The Barbados venture came to a sorry end in December 2006 when BBC did a bit of investigative reporting on this shady business. Even then the stem cells came from Ukraine where there are no regulations concerning embryonic stem cells. As a result of BBC's revelations the authorities in Barbados closed the operation down. Apparently Baltaytis subsequently gave an interview to the local media in which he announced that he was going to continue his work somewhere in Europe. That he settled on Hungary is not at all surprising given Pákh's stake in the business.
They were in a hurry. By June 2007 Baltaytis and Pákh established a new venture in Hungary: IRM Magyarország Nemzetközi Biotechnológiai és Őssejt Központ Zrt. The owner (50%) was IRM Biopharma Holdings Limited, incorporated in the Virgin Islands. The new firm's headquarters were in Budapest, in District XIII, and it had an affiliated site in Kaposvár, allegedly in the buildings of the Seffer hospital. The CEO of the company was Sándor Szabó and on the board we find Imre Pákh, István Seffer, the plastic surgeon from Kaposvár, and Ádám Fásy, a "media star" who apparently became rich as a result of starting beauty pageants in Hungary. Otherwise, Fásy has a rather primitive program on ATV called "Fásy mulató.""Fásy Revelry." I found a picture of Baltaytis (left) and Fásy (middle) taken on the occasion of opening the facilities in Kaposvár–whether in the hospital or elsewhere in the city we don't know.
How many people fell for this scam?

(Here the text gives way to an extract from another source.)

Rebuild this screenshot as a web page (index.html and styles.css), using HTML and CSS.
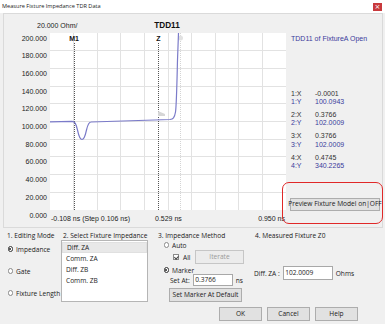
FILE: index.html
```html
<!DOCTYPE html>
<html>
<head>
<meta charset="utf-8">
<link rel="stylesheet" href="styles.css">
</head>
<body>
<div class="window">
  <div class="titlebar">
    <span class="title">Measure Fixture Impedance TDR Data</span>
    <span class="close">×</span>
  </div>

  <div class="chart-panel">
    <svg class="chart" width="283" height="214" viewBox="4 14 283 214">
      <rect x="50" y="33" width="236" height="177" fill="#ffffff"/>
      <g stroke="#e2e2e2" stroke-width="1">
        <line x1="50" y1="50.5" x2="286" y2="50.5"/>
        <line x1="50" y1="68.5" x2="286" y2="68.5"/>
        <line x1="50" y1="86.5" x2="286" y2="86.5"/>
        <line x1="50" y1="103.5" x2="286" y2="103.5"/>
        <line x1="50" y1="121.5" x2="286" y2="121.5"/>
        <line x1="50" y1="139.5" x2="286" y2="139.5"/>
        <line x1="50" y1="156.5" x2="286" y2="156.5"/>
        <line x1="50" y1="174.5" x2="286" y2="174.5"/>
        <line x1="50" y1="192.5" x2="286" y2="192.5"/>
        <line x1="73.5" y1="33" x2="73.5" y2="210"/>
        <line x1="97.5" y1="33" x2="97.5" y2="210"/>
        <line x1="120.5" y1="33" x2="120.5" y2="210"/>
        <line x1="144.5" y1="33" x2="144.5" y2="210"/>
        <line x1="168.5" y1="33" x2="168.5" y2="210"/>
        <line x1="191.5" y1="33" x2="191.5" y2="210"/>
        <line x1="215.5" y1="33" x2="215.5" y2="210"/>
        <line x1="238.5" y1="33" x2="238.5" y2="210"/>
        <line x1="262.5" y1="33" x2="262.5" y2="210"/>
      </g>
      <line x1="180.5" y1="33" x2="180.5" y2="210" stroke="#d4d4d4" stroke-dasharray="1 1"/>
      <line x1="74.5" y1="43" x2="74.5" y2="210" stroke="#555" stroke-dasharray="1 1"/>
      <line x1="158.5" y1="43" x2="158.5" y2="210" stroke="#555" stroke-dasharray="1 1"/>
      <polygon points="158,111 165,114 165,116 158,116" fill="#d6d6d6"/>
      <circle cx="180.5" cy="38" r="2.5" fill="#e2e2e2"/>
      <path d="M50,121.8 L72,121.3 C75,121.3 76,124 77.5,130 C79,137 80,139.5 82,139.5 C84,139.5 85,137 86.5,130 C88,123.5 89,122 91,122 L170,119.5 C173,119 174.5,118 175.5,112 C176.5,106 177,80 177.5,60 L178.5,33" fill="none" stroke="#7b7bc9" stroke-width="1.2"/>

      <g class="axis">
        <text x="47" y="40.5" text-anchor="end">200.000</text>
        <text x="47" y="58.2" text-anchor="end">180.000</text>
        <text x="47" y="75.9" text-anchor="end">160.000</text>
        <text x="47" y="93.6" text-anchor="end">140.000</text>
        <text x="47" y="111.3" text-anchor="end">120.000</text>
        <text x="47" y="129" text-anchor="end">100.000</text>
        <text x="47" y="146.7" text-anchor="end">80.000</text>
        <text x="47" y="164.4" text-anchor="end">60.000</text>
        <text x="47" y="182.1" text-anchor="end">40.000</text>
        <text x="47" y="199.8" text-anchor="end">20.000</text>
        <text x="47" y="217.5" text-anchor="end">0.000</text>
        <text x="37" y="27.5">20.000 Ohm/</text>
        <text x="51" y="220.5">-0.108 ns (Step 0.106 ns)</text>
        <text x="155" y="220.5">0.529 ns</text>
        <text x="285" y="220.5" text-anchor="end">0.950 ns</text>
      </g>
      <text class="heading" x="167" y="28" text-anchor="middle">TDD11</text>
      <text class="marker" x="74" y="40.5" text-anchor="middle">M1</text>
      <text class="marker" x="158.5" y="40.5" text-anchor="middle">Z</text>
    </svg>

    <div class="side">
      <div class="legend">TDD11 of FixtureA Open</div>
      <div class="cursors">
        <div class="cur"><span>1:X</span><span>-0.0001</span><span class="blue">1:Y</span><span class="blue">100.0943</span></div>
        <div class="cur"><span>2:X</span><span>0.3766</span><span class="blue">2:Y</span><span class="blue">102.0009</span></div>
        <div class="cur"><span>3:X</span><span>0.3766</span><span class="blue">3:Y</span><span class="blue">102.0009</span></div>
        <div class="cur"><span>4:X</span><span>0.4745</span><span class="blue">4:Y</span><span class="blue">340.2265</span></div>
      </div>
      <button class="btn preview">Preview Fixture Model on|OFF</button>
    </div>
    <div class="annot"></div>
  </div>

  <div class="controls">
    <div class="col col1">
      <div class="glabel">1. Editing Mode</div>
      <div class="opt first"><span class="radio on"></span>Impedance</div>
      <div class="opt"><span class="radio"></span>Gate</div>
      <div class="opt"><span class="radio"></span>Fixture Length</div>
    </div>
    <div class="col col2">
      <div class="glabel">2. Select Fixture Impedance</div>
      <div class="listbox">
        <div class="item sel">Diff. ZA</div>
        <div class="item">Comm. ZA</div>
        <div class="item">Diff. ZB</div>
        <div class="item">Comm. ZB</div>
      </div>
    </div>
    <div class="col col3">
      <div class="glabel">3. Impedance Method</div>
      <div class="opt3"><span class="radio"></span>Auto</div>
      <div class="allrow"><span class="check"></span><span class="alltxt">All</span><button class="btn iterate">Iterate</button></div>
      <div class="opt3 marker-row"><span class="radio on"></span>Marker</div>
      <div class="setrow"><span>Set At:</span><span class="input small">0.3766</span><span class="unit">ns</span></div>
      <button class="btn setdef">Set Marker At Default</button>
    </div>
    <div class="col col4">
      <div class="glabel">4. Measured Fixture Z0</div>
      <div class="zrow"><span>Diff. ZA :</span><span class="input wide">102.0009</span><span class="unit">Ohms</span></div>
    </div>
  </div>

  <div class="actions">
    <button class="btn act">OK</button>
    <button class="btn act">Cancel</button>
    <button class="btn act">Help</button>
  </div>
</div>
</body>
</html>
```

FILE: styles.css
```css
* { box-sizing: border-box; }
html, body { margin: 0; padding: 0; }
body {
  width: 385px;
  height: 324px;
  overflow: hidden;
  background: #f0f0f0;
  font-family: "Open Sans", "Noto Sans", sans-serif;
  font-size: 6.6px;
  color: #1a1a1a;
}
.window { width: 385px; height: 324px; }

.titlebar {
  height: 13px;
  background: #ffffff;
  display: flex;
  align-items: center;
  justify-content: space-between;
  padding: 0 3px 0 2px;
}
.title { font-size: 5.6px; color: #222; line-height: 13px; }
.close {
  width: 9px;
  height: 8px;
  background: #c8393c;
  color: #fff;
  font-size: 7px;
  line-height: 8px;
  text-align: center;
  font-family: "DejaVu Sans", sans-serif;
}

.chart-panel {
  position: relative;
  margin-left: 3px;
  width: 380px;
  height: 215px;
  border: 1px solid #dadada;
  display: flex;
}
.chart { display: block; flex: none; }
.chart text { font-family: "Liberation Sans", Arial, sans-serif; font-size: 7px; fill: #222; }
.chart .heading { font-size: 8.2px; font-weight: bold; fill: #111; }
.chart .marker { font-size: 7px; font-weight: bold; fill: #111; }

.side {
  flex: 1;
  padding-left: 4px;
  font-family: "Liberation Sans", Arial, sans-serif;
  font-size: 7px;
  color: #333;
}
.legend {
  margin-top: 20px;
  line-height: 9px;
  color: #3b3b9c;
}
.cursors {
  margin-top: 46.5px;
  display: flex;
  flex-direction: column;
  gap: 4.4px;
}
.cur {
  display: grid;
  grid-template-columns: 24px auto;
  line-height: 8.5px;
}
.cur .blue { color: #3b3b9c; }

.btn {
  font-family: "Open Sans", "Noto Sans", sans-serif;
  font-size: 6.6px;
  color: #1a1a1a;
  background: #e1e1e1;
  border: 1px solid #adadad;
  padding: 0;
  margin: 0;
  line-height: 1;
  display: flex;
  align-items: center;
  justify-content: center;
}
.preview {
  margin-top: 27px;
  margin-left: -1px;
  width: 90px;
  height: 13px;
  white-space: nowrap;
}
.annot {
  position: absolute;
  left: 278px;
  top: 168px;
  width: 101px;
  height: 42px;
  border: 1.5px solid #e02828;
  border-radius: 7px;
}

.controls {
  display: flex;
  height: 78px;
}
.col { display: flex; flex-direction: column; }
.glabel { line-height: 8px; padding-top: 4px; height: 12px; white-space: nowrap; }
.col1 { width: 63px; padding-left: 7px; }
.opt { display: flex; align-items: center; line-height: 9px; height: 9px; margin-top: 13px; white-space: nowrap; }
.opt.first { margin-top: 4.5px; }
.radio {
  width: 5.5px;
  height: 5.5px;
  border-radius: 50%;
  border: 1px solid #8a8a8a;
  background: #fff;
  margin-right: 3px;
  margin-left: 0.5px;
  display: inline-block;
  position: relative;
  flex: none;
}
.radio.on { border-color: #333; }
.radio.on::after {
  content: "";
  position: absolute;
  left: 0.75px; top: 0.75px;
  width: 2px; height: 2px;
  border-radius: 50%;
  background: #222;
}

.col2 { width: 95px; margin-left: -2px; }
.col2 .glabel { padding-left: 2px; }
.listbox {
  width: 87px;
  height: 62px;
  background: #fff;
  border: 1px solid #b5b5b5;
  padding-top: 0.5px;
}
.item { line-height: 11px; height: 11px; padding-left: 4px; }
.item.sel { background: #e8e8e8; border: 1px solid #e0e0e0; line-height: 9px; }

.col3 { width: 95px; padding-left: 2px; }
.opt3 { display: flex; align-items: center; height: 8px; margin-top: 1px; padding-left: 5px; }
.allrow { display: flex; align-items: center; height: 14px; margin-top: 1px; padding-left: 15px; }
.check {
  width: 6px; height: 6px;
  border: 1px solid #8a8a8a;
  background: #fff;
  position: relative;
  flex: none;
}
.check::after {
  content: "";
  position: absolute;
  left: 1.2px; top: 0px;
  width: 1.5px; height: 3px;
  border: solid #444;
  border-width: 0 1px 1px 0;
  transform: rotate(45deg);
}
.alltxt { margin-left: 4px; width: 12px; }
.iterate {
  width: 49px;
  height: 14px;
  color: #9a9a9a;
  background: #ececec;
  border-color: #c6c6c6;
}
.marker-row { margin-top: 2px; }
.setrow { display: flex; align-items: center; height: 12px; padding-left: 12px; }
.input {
  background: #fff;
  border: 1px solid #a8a8a8;
  height: 12px;
  line-height: 10px;
  padding-left: 1.5px;
}
.small { width: 40px; margin-left: 3px; }
.unit { margin-left: 3px; }
.setdef {
  margin-top: 2px;
  margin-left: 11px;
  width: 73px;
  height: 14px;
  white-space: nowrap;
}

.col4 { width: 125px; padding-left: 4px; }
.zrow { display: flex; align-items: center; margin-top: 26px; margin-left: -1px; height: 14px; }
.wide { width: 50px; height: 14px; line-height: 12px; margin-left: 3px; }

.actions {
  display: flex;
  justify-content: flex-end;
  gap: 5px;
  padding-right: 27px;
  margin-top: 1px;
}
.act { width: 43px; height: 14px; }
```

The police definitely know about eight, but others guess that the number might be closer to 100. Blikk, a tabloid usually quite well informed, thinks that in the last two years the people involved might have taken in close to one billion forints. It seems that the "gang of four" had working arrangements with three hospitals. Whether the directors of these hospitals knew what was going on in their rented facilities is hard to tell. All of them now say they didn't have a clue.
In keeping with the high cost/low profile image of the venture, there have been media reports that the "treatment" was also administered in private apartments and hotel rooms, either by injection or infusion.
The police seized as evidence vials ready to be used at the raided Budapest hospitals. In the media there were all sorts of contradictory reports about the vials' contents. First, we were told that they contained only a saline solution, and some of the doctors interviewed were relieved. Later reports talked about some protein content, and even later reports said that there were indeed stem cells in the vials as well.
This little Hungarian business venture might be costly to its so-called entrepreneurs. According to the Hungarian criminal code trafficking in human organs carries a maximum of eight years.